→ Task details: Tally every line featuring "html", then give that tally alone.

→ Record excerpts:
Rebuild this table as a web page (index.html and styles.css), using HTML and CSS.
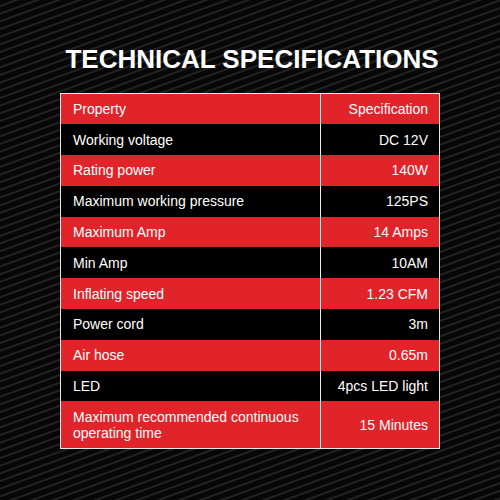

...

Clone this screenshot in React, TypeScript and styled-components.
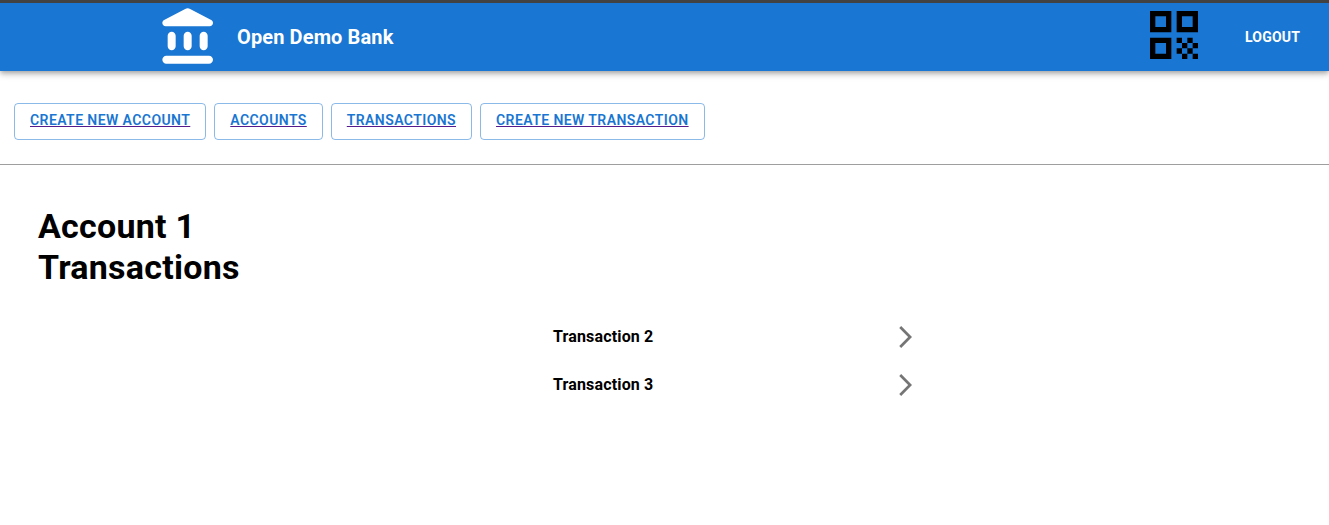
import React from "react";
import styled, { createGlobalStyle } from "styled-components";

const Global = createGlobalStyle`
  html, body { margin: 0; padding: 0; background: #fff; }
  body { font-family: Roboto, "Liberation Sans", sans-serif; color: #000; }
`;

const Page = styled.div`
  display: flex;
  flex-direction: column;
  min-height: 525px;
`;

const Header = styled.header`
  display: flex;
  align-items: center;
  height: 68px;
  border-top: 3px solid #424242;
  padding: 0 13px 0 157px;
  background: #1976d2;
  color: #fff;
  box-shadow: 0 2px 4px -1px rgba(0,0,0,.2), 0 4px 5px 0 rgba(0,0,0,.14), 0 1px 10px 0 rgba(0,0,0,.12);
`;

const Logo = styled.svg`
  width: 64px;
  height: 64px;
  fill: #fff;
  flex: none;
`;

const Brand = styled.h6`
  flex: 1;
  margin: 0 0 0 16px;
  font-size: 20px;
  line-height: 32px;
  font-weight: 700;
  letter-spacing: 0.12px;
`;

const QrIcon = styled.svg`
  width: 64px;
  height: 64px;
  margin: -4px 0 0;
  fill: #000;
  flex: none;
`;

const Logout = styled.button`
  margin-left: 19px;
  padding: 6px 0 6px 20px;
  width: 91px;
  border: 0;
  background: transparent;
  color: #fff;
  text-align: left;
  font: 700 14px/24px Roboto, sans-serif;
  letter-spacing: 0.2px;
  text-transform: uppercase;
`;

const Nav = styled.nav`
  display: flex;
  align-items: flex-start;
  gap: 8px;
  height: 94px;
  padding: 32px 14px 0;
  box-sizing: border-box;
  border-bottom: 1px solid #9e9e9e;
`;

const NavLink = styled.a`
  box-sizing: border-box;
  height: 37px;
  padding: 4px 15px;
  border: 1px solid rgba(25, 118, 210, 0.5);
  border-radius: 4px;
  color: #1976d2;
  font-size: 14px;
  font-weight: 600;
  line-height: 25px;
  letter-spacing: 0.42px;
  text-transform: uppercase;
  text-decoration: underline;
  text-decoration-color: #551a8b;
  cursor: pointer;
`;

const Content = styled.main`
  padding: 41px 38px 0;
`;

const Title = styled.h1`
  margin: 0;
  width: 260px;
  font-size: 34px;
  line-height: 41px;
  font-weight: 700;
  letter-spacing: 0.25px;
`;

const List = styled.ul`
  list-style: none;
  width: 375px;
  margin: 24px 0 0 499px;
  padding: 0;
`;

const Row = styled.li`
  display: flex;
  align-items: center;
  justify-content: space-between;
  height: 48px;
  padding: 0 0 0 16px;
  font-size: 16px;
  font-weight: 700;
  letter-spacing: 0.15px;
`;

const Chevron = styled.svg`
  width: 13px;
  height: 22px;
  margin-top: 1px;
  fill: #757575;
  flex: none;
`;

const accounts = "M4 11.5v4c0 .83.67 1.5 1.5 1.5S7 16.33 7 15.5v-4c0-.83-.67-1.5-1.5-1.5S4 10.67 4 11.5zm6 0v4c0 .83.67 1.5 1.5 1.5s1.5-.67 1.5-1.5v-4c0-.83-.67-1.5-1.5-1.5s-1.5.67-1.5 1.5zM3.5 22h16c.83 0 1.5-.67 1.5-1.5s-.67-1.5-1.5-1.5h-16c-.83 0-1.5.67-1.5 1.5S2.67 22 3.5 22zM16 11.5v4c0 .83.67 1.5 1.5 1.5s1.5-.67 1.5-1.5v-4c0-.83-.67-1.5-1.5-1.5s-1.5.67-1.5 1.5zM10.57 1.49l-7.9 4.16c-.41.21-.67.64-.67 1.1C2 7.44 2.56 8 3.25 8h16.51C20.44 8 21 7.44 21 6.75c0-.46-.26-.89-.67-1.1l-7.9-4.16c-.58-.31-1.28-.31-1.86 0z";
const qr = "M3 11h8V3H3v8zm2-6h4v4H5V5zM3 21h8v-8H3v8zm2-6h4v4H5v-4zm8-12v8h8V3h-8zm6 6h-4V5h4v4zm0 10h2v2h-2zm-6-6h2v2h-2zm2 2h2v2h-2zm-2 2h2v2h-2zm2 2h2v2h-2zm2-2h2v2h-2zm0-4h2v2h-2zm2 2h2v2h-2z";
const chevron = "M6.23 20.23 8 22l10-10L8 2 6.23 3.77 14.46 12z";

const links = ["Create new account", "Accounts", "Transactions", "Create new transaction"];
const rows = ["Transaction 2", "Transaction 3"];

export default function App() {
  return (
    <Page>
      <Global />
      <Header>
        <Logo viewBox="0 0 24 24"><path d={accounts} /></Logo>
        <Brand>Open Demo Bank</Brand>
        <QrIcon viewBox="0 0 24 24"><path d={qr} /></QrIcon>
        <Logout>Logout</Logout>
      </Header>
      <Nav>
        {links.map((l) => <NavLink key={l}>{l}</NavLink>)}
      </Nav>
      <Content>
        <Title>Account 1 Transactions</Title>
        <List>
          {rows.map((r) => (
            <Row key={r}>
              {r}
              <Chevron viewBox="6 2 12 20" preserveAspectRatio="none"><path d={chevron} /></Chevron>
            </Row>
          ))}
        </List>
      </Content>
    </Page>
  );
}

→ Correct answer: 2